Bonjour-bonjour
Je reprends ma réflexion sur la liberté telle que soulevée dans les manifestations du samedi.
Alors il est vrai que ça fait déjà plusieurs semaines que je viens vous en entretenir, et on commence à en avoir pardessus la tête : il serait temps de passer à autre chose, n’est-ce pas ?
- Oui, c’est vrai… Mais que messieurs les manifestants commencent.
Car voilà qu’un désaccord se fait jour dans leurs rangs : les uns crient à la dictature, disant que le pass détruit totalement leur liberté ; les autres disant qu’il ne s’agit que d’un recul de la liberté. Alors : la liberté peut-elle survivre à une restriction – à supposer que c’en soit une ?
Reprenons la question avec le célèbre anarchiste Bakounine. En 1867 il écrivait : « La liberté est indivisible : on ne peut en retrancher une partie sans la tuer tout entière. Cette petite partie que vous retranchez, c’est l’essence même de ma liberté, c’est le tout. Par un mouvement naturel, nécessaire et irrésistible, toute ma liberté se concentre précisément dans la partie, si petite qu’elle soit, que vous en retranchez. » (Lire le texte ici)
1° Le pass sanitaire supprime bien une partie de la liberté des citoyens, puisqu’il les oblige à se faire vacciner s’ils veulent continuer à vivre normalement (voire même depuis ce matin à aller à leur travail).
2° Cette restriction est-elle liberticide ?

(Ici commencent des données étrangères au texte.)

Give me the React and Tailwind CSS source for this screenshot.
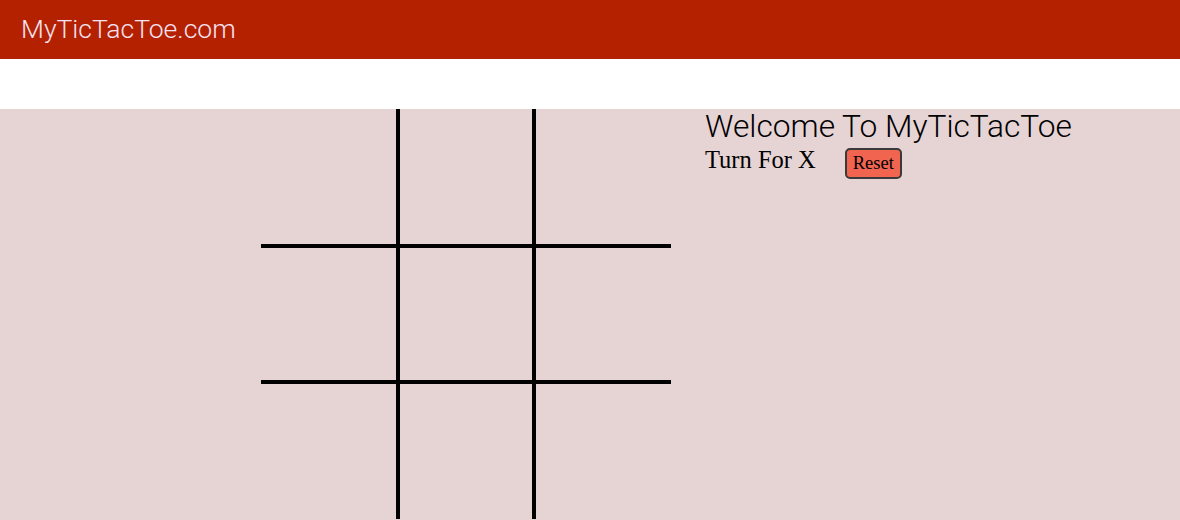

Que la liberté civile soit une liberté limitée, c’est ce qu’on sait depuis toujours. Mais selon quel principe ?
3° Bakounine, dans le même texte, évoque Barbe bleue qui interdit arbitrairement et sous peine de mort à sa femme d’ouvrir la porte « d’une mauvaise petite chambre » ; et également de l’interdit non fondé du fruit défendu dont parle la Genèse. Dans les deux cas, aucune justification autre que l’intérêt privé ne vient soutenir cette limitation.

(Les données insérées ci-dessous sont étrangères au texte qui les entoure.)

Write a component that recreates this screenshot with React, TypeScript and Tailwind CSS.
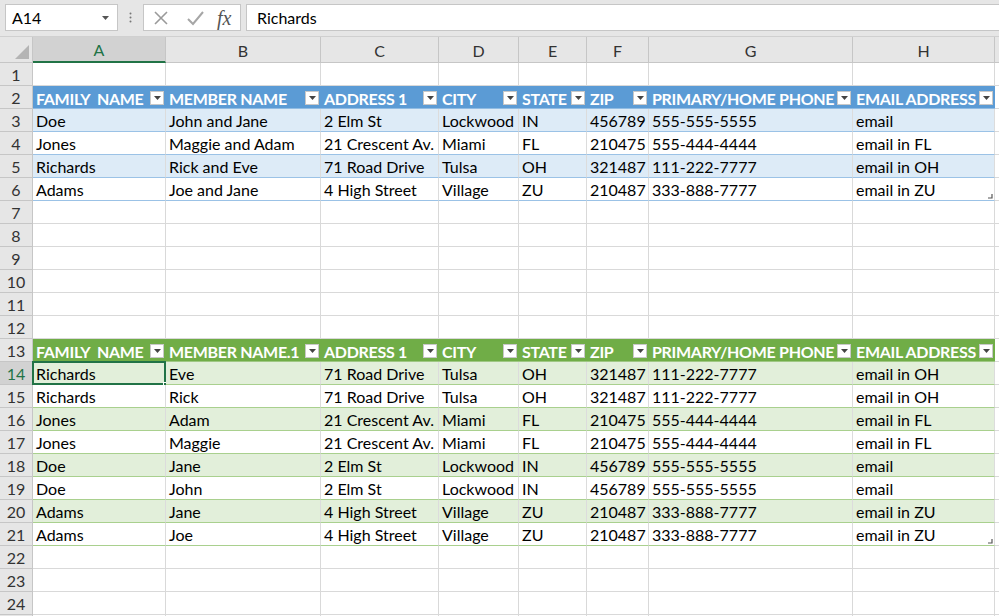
import React from 'react';

const COLS = [
  { key: 'A', w: 'w-[133px]' },
  { key: 'B', w: 'w-[155px]' },
  { key: 'C', w: 'w-[118px]' },
  { key: 'D', w: 'w-[80px]' },
  { key: 'E', w: 'w-[68px]' },
  { key: 'F', w: 'w-[62px]' },
  { key: 'G', w: 'w-[204px]' },
  { key: 'H', w: 'w-[142px]' },
];

const blueHeader = ['FAMILY  NAME', 'MEMBER NAME', 'ADDRESS 1', 'CITY', 'STATE', 'ZIP', 'PRIMARY/HOME PHONE', 'EMAIL ADDRESS'];
const greenHeader = ['FAMILY  NAME', 'MEMBER NAME.1', 'ADDRESS 1', 'CITY', 'STATE', 'ZIP', 'PRIMARY/HOME PHONE', 'EMAIL ADDRESS'];

const blueRows = [
  ['Doe', 'John and Jane', '2 Elm St', 'Lockwood', 'IN', '456789', '555-555-5555', 'email'],
  ['Jones', 'Maggie and Adam', '21 Crescent Av.', 'Miami', 'FL', '210475', '555-444-4444', 'email in FL'],
  ['Richards', 'Rick and Eve', '71 Road Drive', 'Tulsa', 'OH', '321487', '111-222-7777', 'email in OH'],
  ['Adams', 'Joe and Jane', '4 High Street', 'Village', 'ZU', '210487', '333-888-7777', 'email in ZU'],
];

const greenRows = [
  ['Richards', 'Eve', '71 Road Drive', 'Tulsa', 'OH', '321487', '111-222-7777', 'email in OH'],
  ['Richards', 'Rick', '71 Road Drive', 'Tulsa', 'OH', '321487', '111-222-7777', 'email in OH'],
  ['Jones', 'Adam', '21 Crescent Av.', 'Miami', 'FL', '210475', '555-444-4444', 'email in FL'],
  ['Jones', 'Maggie', '21 Crescent Av.', 'Miami', 'FL', '210475', '555-444-4444', 'email in FL'],
  ['Doe', 'Jane', '2 Elm St', 'Lockwood', 'IN', '456789', '555-555-5555', 'email'],
  ['Doe', 'John', '2 Elm St', 'Lockwood', 'IN', '456789', '555-555-5555', 'email'],
  ['Adams', 'Jane', '4 High Street', 'Village', 'ZU', '210487', '333-888-7777', 'email in ZU'],
  ['Adams', 'Joe', '4 High Street', 'Village', 'ZU', '210487', '333-888-7777', 'email in ZU'],
];

type Theme = 'blue' | 'green';

const theme = {
  blue: { head: 'bg-[#5b9bd5]', band: 'bg-[#ddebf7]', line: 'border-b-[#9bc2e6]' },
  green: { head: 'bg-[#70ad47]', band: 'bg-[#e2efda]', line: 'border-b-[#a9d08e]' },
};

function FilterButton() {
  return (
    <span className="absolute right-[2px] top-[5px] flex h-[14px] w-[14px] items-center justify-center border border-[#c8c8c8] bg-white">
      <svg width="7" height="4" viewBox="0 0 7 4">
        <path d="M0 0h7L3.5 4z" fill="#444" />
      </svg>
    </span>
  );
}

function RowHeader({ n, active }: { n?: number; active?: boolean }) {
  return (
    <div
      className={`flex h-full w-[33px] shrink-0 items-center justify-center border-r border-b border-[#c6c6c6] pt-[1px] ${
        active ? 'bg-[#d2d2d2] text-[#217346]' : 'bg-[#e6e6e6] text-[#333]'
      }`}
    >
      {n}
    </div>
  );
}

function EmptyRow({ n }: { n?: number }) {
  return (
    <div className="flex h-[23px]">
      <RowHeader n={n} />
      {COLS.map((c) => (
        <div key={c.key} className={`${c.w} shrink-0 border-r border-b border-[#d9d9d9] bg-white`} />
      ))}
      <div className="flex-1 border-b border-[#d9d9d9] bg-white" />
    </div>
  );
}

function HeaderRow({ n, labels, t }: { n: number; labels: string[]; t: Theme }) {
  return (
    <div className="flex h-[23px]">
      <RowHeader n={n} />
      {COLS.map((c, i) => (
        <div
          key={c.key}
          className={`${c.w} relative shrink-0 overflow-hidden whitespace-pre border-b border-[#ffffff55] ${theme[t].head} pl-[3px] pt-[1px] text-[16px] font-bold leading-[23px] tracking-[-0.3px] text-white`}
        >
          {labels[i]}
          <FilterButton />
        </div>
      ))}
      <div className="flex-1 border-b border-[#d9d9d9] bg-white" />
    </div>
  );
}

function DataRow({
  n,
  cells,
  t,
  banded,
  last,
  selected,
}: {
  n: number;
  cells: string[];
  t: Theme;
  banded: boolean;
  last?: boolean;
  selected?: boolean;
}) {
  return (
    <div className="flex h-[23px]">
      <RowHeader n={n} active={selected} />
      {COLS.map((c, i) => (
        <div
          key={c.key}
          className={`${c.w} relative shrink-0 whitespace-nowrap border-r border-b border-r-[#dcdcdc] ${theme[t].line} ${
            banded ? theme[t].band : 'bg-white'
          } px-[3px] pt-[1px] text-[16px] leading-[22px] text-black ${c.key === 'F' ? 'text-right' : ''}`}
        >
          {cells[i]}
          {selected && i === 0 && (
            <>
              <span className="pointer-events-none absolute -top-[1px] -left-[1px] -right-[1px] -bottom-[1px] border-2 border-[#217346]" />
              <span className="absolute -right-[4px] -bottom-[4px] h-[6px] w-[6px] border border-white bg-[#217346]" />
            </>
          )}
          {last && i === 7 && (
            <svg className="absolute right-[1px] bottom-[1px]" width="5" height="5" viewBox="0 0 5 5">
              <path d="M4 0v4H0" stroke="#555" strokeWidth="1.2" fill="none" />
            </svg>
          )}
        </div>
      ))}
      <div className="flex-1 border-b border-[#d9d9d9] bg-white" />
    </div>
  );
}

export default function App() {
  const rows: React.ReactNode[] = [];
  rows.push(<EmptyRow key={1} n={1} />);
  rows.push(<HeaderRow key={2} n={2} labels={blueHeader} t="blue" />);
  blueRows.forEach((r, i) =>
    rows.push(
      <DataRow key={3 + i} n={3 + i} cells={r} t="blue" banded={i % 2 === 0} last={i === blueRows.length - 1} />
    )
  );
  for (let n = 7; n <= 12; n++) rows.push(<EmptyRow key={n} n={n} />);
  rows.push(<HeaderRow key={13} n={13} labels={greenHeader} t="green" />);
  greenRows.forEach((r, i) =>
    rows.push(
      <DataRow
        key={14 + i}
        n={14 + i}
        cells={r}
        t="green"
        banded={i % 2 === 0}
        last={i === greenRows.length - 1}
        selected={i === 0}
      />
    )
  );
  for (let n = 22; n <= 24; n++) rows.push(<EmptyRow key={n} n={n} />);
  rows.push(<EmptyRow key={25} />);

  return (
    <div
      className="h-[616px] w-[999px] overflow-hidden bg-white text-[16px]"
      style={{ fontFamily: 'Lato, "Open Sans", sans-serif' }}
    >
      {/* formula bar */}
      <div className="flex h-[37px] items-start border-b border-[#d0d0d0] bg-[#e6e6e6] pt-[4px]">
        <div className="ml-[5px] flex h-[27px] w-[113px] items-center justify-between border border-[#c6c6c6] bg-white pl-[6px] pr-[8px]">
          <span className="text-[16px] text-black">A14</span>
          <svg width="7" height="4" viewBox="0 0 7 4">
            <path d="M0 0h7L3.5 4z" fill="#555" />
          </svg>
        </div>
        <div className="flex h-[27px] w-[25px] items-center justify-center">
          <svg width="3" height="11" viewBox="0 0 3 11">
            <circle cx="1.5" cy="1.5" r="1" fill="#777" />
            <circle cx="1.5" cy="5.5" r="1" fill="#777" />
            <circle cx="1.5" cy="9.5" r="1" fill="#777" />
          </svg>
        </div>
        <div className="flex h-[27px] w-[98px] items-center border border-[#c6c6c6] bg-white">
          <svg className="ml-[9px]" width="16" height="16" viewBox="0 0 16 16">
            <path d="M2 2l12 12M14 2L2 14" stroke="#9a9a9a" strokeWidth="1.6" />
          </svg>
          <svg className="ml-[17px]" width="18" height="16" viewBox="0 0 18 16">
            <path d="M2 9l5 5L17 2" stroke="#a6a6a6" strokeWidth="2" fill="none" />
          </svg>
          <span
            className="ml-[13px] text-[20px] italic leading-none text-[#555]"
            style={{ fontFamily: '"Liberation Serif", serif' }}
          >
            fx
          </span>
        </div>
        <div className="ml-[5px] flex h-[27px] flex-1 items-center border border-r-0 border-[#c6c6c6] bg-white pl-[10px]">
          <span className="text-[16px] text-black">Richards</span>
        </div>
      </div>

      {/* column headers */}
      <div className="flex h-[26px] bg-[#e6e6e6]">
        <div className="relative w-[33px] shrink-0 border-r border-b border-[#c6c6c6]">
          <svg className="absolute right-[3px] bottom-[3px]" width="14" height="14" viewBox="0 0 14 14">
            <path d="M14 0v14H0z" fill="#b4b4b4" />
          </svg>
        </div>
        {COLS.map((c) => (
          <div
            key={c.key}
            className={`${c.w} flex shrink-0 items-center justify-center border-r ${
              c.key === 'A'
                ? 'border-b-2 border-r-[#c6c6c6] border-b-[#217346] bg-[#d2d2d2] text-[#217346]'
                : 'border-b border-[#c6c6c6] text-[#333]'
            } pt-[2px] text-[16px]`}
          >
            {c.key}
          </div>
        ))}
        <div className="flex-1 border-b border-[#c6c6c6]" />
      </div>

      {rows}
    </div>
  );
}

Alors on dit : « ma liberté s’arrête là où commence celle des autres ». Mais qu’est-ce qui rend compte de l’étendue de chaque liberté ? Est-ce le pouvoir de chacun ? Mais alors la société serait le terrain d’affrontement permanent où chacun s’efforce de repousser les frontières de la liberté de ses voisins. Ainsi, sans aucune justification valable le pass sanitaire serait juste « légitimé » par les coups de matraque des nervis de l’Élysée.
4° En réalité, la liberté civile ne peut être limitée que par l’acte qui la pose – Autrement dit, en voulant que mon pouvoir de réaliser ce que veut ma liberté soit amplifié par le concours de tous, je veux également que tout ce qui s’oppose à ce pouvoir salvateur soit interdit. Ainsi de la survie, voulue par chacun, protégée par tous, qui du coup interdit les actes qui iraient à l’encontre de la sécurité publique dont la mienne fait partie. Je peux vouloir ne pas me faire vacciner, mais je ne peux pas faire ce choix s’il contredit la sécurité collective par la contamination (ou plus simplement par l’engorgement des hôpitaux).
5° Alors oui, il y a des « petites libertés » si l’on entend par là des libertés limitées. Mais ce n’est possible que si ces limitations sont la condition même d’une plus grande liberté.
Selon ce principe, ceux qui refusent l’obligation du pass devraient aussi se voir refuser les soins publics et gratuits qu’on leur apporterait au cas où ils contracteraient la maladie.